What is the meaning of "is"? Can you prove it? Can it's usage in a different language or colloquially constitute a valid definition in the English Language? If they can, how many definitions can "is" have before there are too many to ever know what the person saying it meant?

It's usually pretty easy to identify someone who's just been introduced to philosophy (a subject I've thankfully never studied) because of it's dependence on finding root truths. If you drop all assumptions, you stop seeing lies and are left with the truth. The smart ones will usually assume that there's something fishy about not knowing for sure if the person they're talking to is really there or not. The dumb ones think they've made some great intellectual leap.

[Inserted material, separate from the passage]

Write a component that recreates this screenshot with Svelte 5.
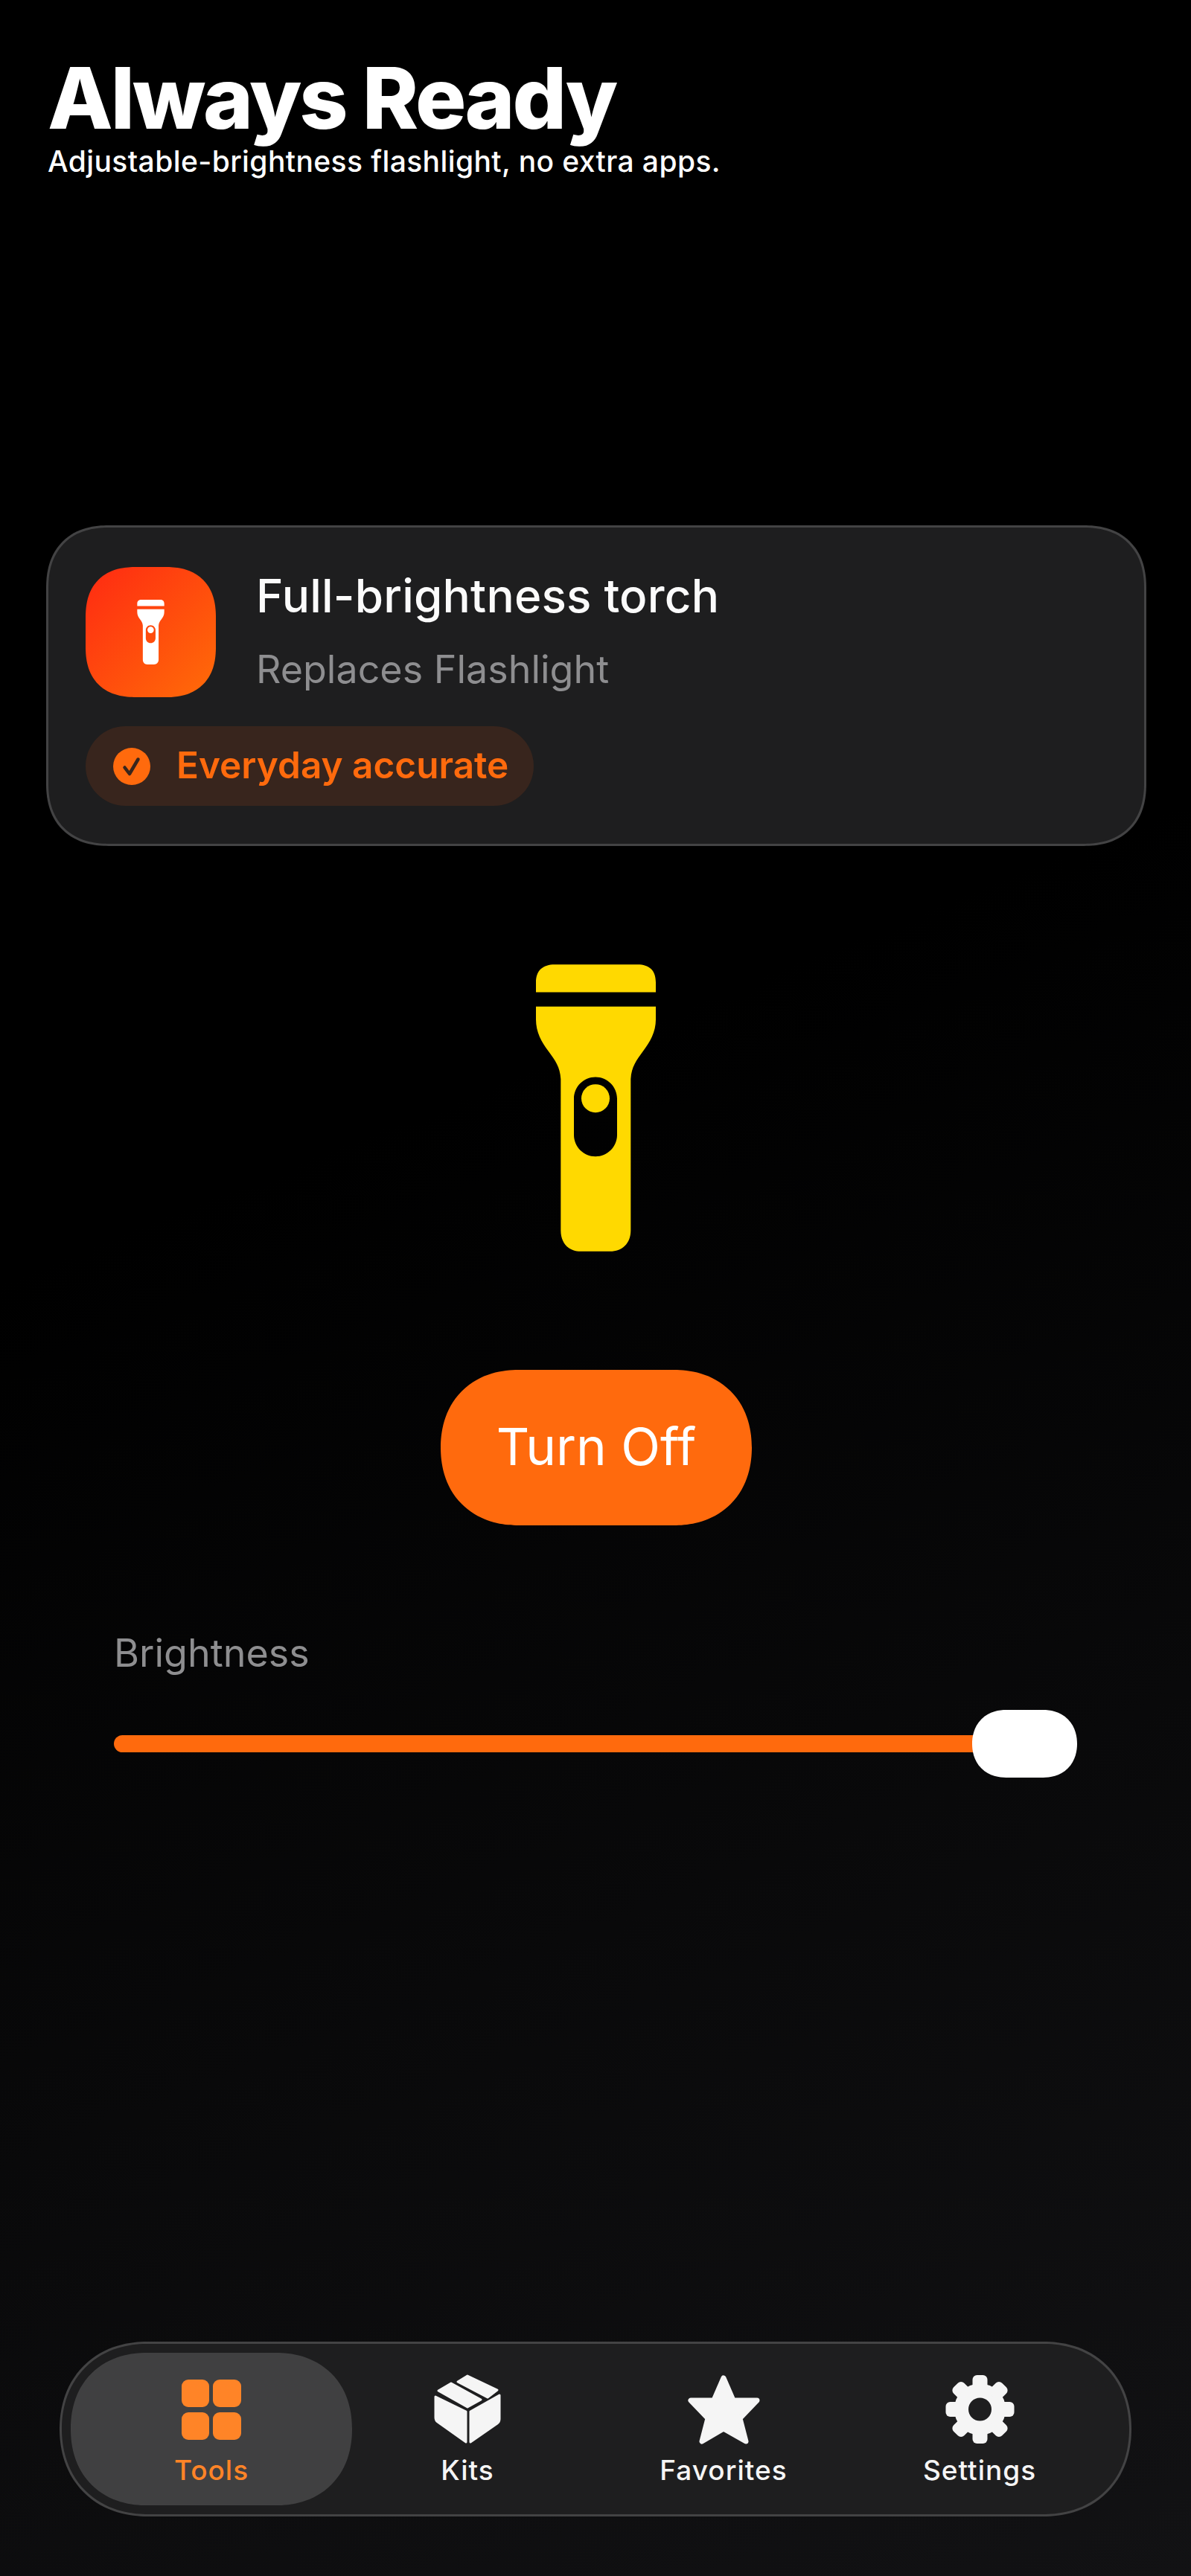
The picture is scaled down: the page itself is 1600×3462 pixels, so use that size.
<script>
  const tabs = [
    { id: 'tools', label: 'Tools', active: true },
    { id: 'kits', label: 'Kits' },
    { id: 'star', label: 'Favorites' },
    { id: 'gear', label: 'Settings' }
  ];
  const teeth = [0, 45, 90, 135, 180, 225, 270, 315];
  const torch = 'M180 190V150C180 100 210 78 255 78H590C635 78 663 100 663 150V190ZM180 248H663V300C663 350 640 390 610 430C585 465 565 490 562 540V1150C562 1205 525 1235 480 1235H360C315 1235 280 1205 280 1150V540C277 490 257 465 232 430C202 390 180 350 180 300ZM420 532C372 532 333 571 333 619V765C333 813 372 852 420 852C468 852 507 813 507 765V619C507 571 468 532 420 532Z';
</script>

<div class="page">
  <header>
    <h1>Always Ready</h1>
    <p>Adjustable-brightness flashlight, no extra apps.</p>
  </header>

  <section class="card">
    <div class="top">
      <div class="app">
        <svg class="mini" viewBox="180 78 483 1157"><path d={torch} fill="#fff" fill-rule="evenodd" /><circle cx="420" cy="618" r="57" fill="#fff" /></svg>
      </div>
      <div class="txt">
        <h2>Full-brightness torch</h2>
        <p>Replaces Flashlight</p>
      </div>
    </div>
    <div class="badge">
      <svg viewBox="0 0 50 50" class="chk"><circle cx="25" cy="25" r="25" fill="#ff6a0d" /><path d="M15.5 26.5 22 35 33.5 15.5" fill="none" stroke="#38251d" stroke-width="4.5" stroke-linecap="round" stroke-linejoin="round" /></svg>
      <span>Everyday accurate</span>
    </div>
  </section>

  <svg class="torch" viewBox="180 78 483 1157"><path d={torch} fill="#ffd900" fill-rule="evenodd" /><circle cx="420" cy="618" r="57" fill="#ffd900" /></svg>

  <button class="btn">Turn Off</button>

  <section class="bright">
    <div class="lbl">Brightness</div>
    <div class="slider"><div class="track"></div><div class="thumb"></div></div>
  </section>

  <nav>
    {#each tabs as t}
      <div class="tab" class:active={t.active}>
        <div class="ico">
          {#if t.id === 'tools'}
            <svg width="80" height="81" viewBox="0 0 80 81" fill="#ff8427"><rect width="37" height="37" rx="9" /><rect x="42" width="38" height="37" rx="9" /><rect y="44" width="37" height="37" rx="9" /><rect x="42" y="44" width="38" height="37" rx="9" /></svg>
          {:else if t.id === 'kits'}
            <svg width="90" height="94" viewBox="0 0 90 94" fill="#f5f5f5" stroke="#f5f5f5" stroke-width="3" stroke-linejoin="round"><path d="M32 10 45 2 85 21 72 31Z" /><path d="M6 22 23 12 63 34 45 44Z" /><path d="M2 30 43 50V91L5 64C2 62 2 60 2 58Z" /><path d="M88 28 49 50V91L85 66C88 64 88 62 88 60Z" /></svg>
          {:else if t.id === 'star'}
            <svg width="97" height="93" viewBox="0 0 97 93" fill="#f5f5f5" stroke="#f5f5f5" stroke-width="7" stroke-linejoin="round"><path d="M48 4 61 34H93L70 58 78 89 48 72 19 89 27 58 4 34H35Z" /></svg>
          {:else}
            <svg width="93" height="92" viewBox="-46.5 -46 93 92"><circle r="25" fill="none" stroke="#f5f5f5" stroke-width="19" />{#each teeth as a}<rect x="-10" y="-46" width="20" height="22" rx="6" fill="#f5f5f5" transform="rotate({a})" />{/each}</svg>
          {/if}
        </div>
        <span>{t.label}</span>
      </div>
    {/each}
  </nav>
</div>

<style>
  :global(body) { margin: 0; background: #000; }
  .page {
    box-sizing: border-box;
    width: 1600px;
    height: 3462px;
    display: flex;
    flex-direction: column;
    font-family: Inter, "Noto Sans", sans-serif;
    color: #fff;
    background: linear-gradient(158deg, #000 42%, #121214 100%);
    overflow: hidden;
  }
  header { padding: 75px 0 0 64px; }
  h1 { margin: 0; font-size: 114px; line-height: 114px; font-weight: 800; letter-spacing: -3px; }
  header p { margin: 6px 0 0; font-size: 39px; line-height: 44px; font-weight: 500; letter-spacing: 0.4px; }

  .card {
    box-sizing: border-box;
    margin: 467px 60px 0 62px;
    height: 431px;
    padding: 53px 50px;
    background: #1e1e1f;
    border: 3px solid #434344;
    border-radius: 84px;
    corner-shape: superellipse(1.2);
  }
  .top { display: flex; gap: 54px; }
  .app {
    width: 175px;
    height: 175px;
    border-radius: 68px;
    corner-shape: superellipse(1.25);
    background: linear-gradient(135deg, #ff2a12, #ff6c08);
    display: flex;
    align-items: center;
    justify-content: center;
  }
  .mini { width: 37px; height: 87px; margin-left: -1px; }
  .txt { display: flex; flex-direction: column; }
  h2 { margin: 1px 0 0; font-size: 62px; line-height: 76px; font-weight: 500; color: #fbfbfb; letter-spacing: 0.2px; }
  .txt p { margin: 31px 0 0; font-size: 52px; line-height: 60px; font-weight: 400; color: #8e8e90; }
  .badge {
    box-sizing: border-box;
    margin-top: 39px;
    width: 602px;
    height: 107px;
    border-radius: 54px;
    background: #38251d;
    display: flex;
    align-items: center;
    gap: 35px;
    padding-left: 37px;
    color: #ff6a0d;
    font-size: 49.5px;
    font-weight: 600;
  }
  .badge span { margin-top: -4px; }
  .chk { width: 50px; height: 50px; }

  .torch { display: block; width: 161px; height: 386px; margin: 159px auto 0 720px; }

  .btn {
    display: block;
    width: 418px;
    height: 209px;
    margin: 159px 0 0 592px;
    padding: 0 0 3px;
    border: 0;
    border-radius: 105px;
    corner-shape: superellipse(1.12);
    background: #ff6a0d;
    color: #fff;
    font-family: inherit;
    font-size: 69px;
    font-weight: 400;
  }

  .bright { padding: 0 153px; margin-top: 141px; }
  .lbl { font-size: 52px; line-height: 62px; color: #8e8e90; margin-left: 0; }
  .slider { position: relative; height: 91px; margin-top: 45px; display: flex; align-items: center; }
  .track { width: 1200px; height: 23px; border-radius: 12px; background: #ff6a0d; }
  .thumb {
    position: absolute;
    left: 1153px;
    top: 0;
    width: 141px;
    height: 91px;
    border-radius: 46px;
    corner-shape: superellipse(1.12);
    background: #fff;
  }

  nav {
    box-sizing: border-box;
    margin: 758px 80px 0;
    height: 235px;
    display: grid;
    grid-template-columns: repeat(4, 344px);
    justify-content: center;
    padding: 12px 0;
    background: #1e1e1f;
    border: 3px solid #434344;
    border-radius: 118px;
    corner-shape: superellipse(1.1);
  }
  .tab { display: flex; flex-direction: column; align-items: center; color: #f5f5f5; font-size: 37px; font-weight: 500; letter-spacing: 1px; }
  .tab.active { margin: 0 -17px; background: #404041; border-radius: 102px; corner-shape: superellipse(1.12); color: #ff8427; }
  .ico { height: 94px; margin-top: 29px; display: flex; align-items: center; justify-content: center; }
  .tab span { margin-top: 13px; line-height: 44px; }
</style>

The problem is that if you start with no assumptions, you can not find any truths. You can't even be sure that you exist. If you make the assumption that you exist, you can not count on the reliability of your perceptions, so you don't know if anything else exists. At some point, you have to start taking for granted that you exist, that at least a substantial portion of what you perceive is real, or you can't participate in your own life.

There's been a rather heated discussion here about the 14th Amendment, which I've asserted means the Bill of Rights applies to the states, and Answerman has asserted does not.

What more could have been added to that instrument to secure the enforcement of these provisions in the bill of rights in every State, other than the additional grant of power which we ask this day? Nothing at all.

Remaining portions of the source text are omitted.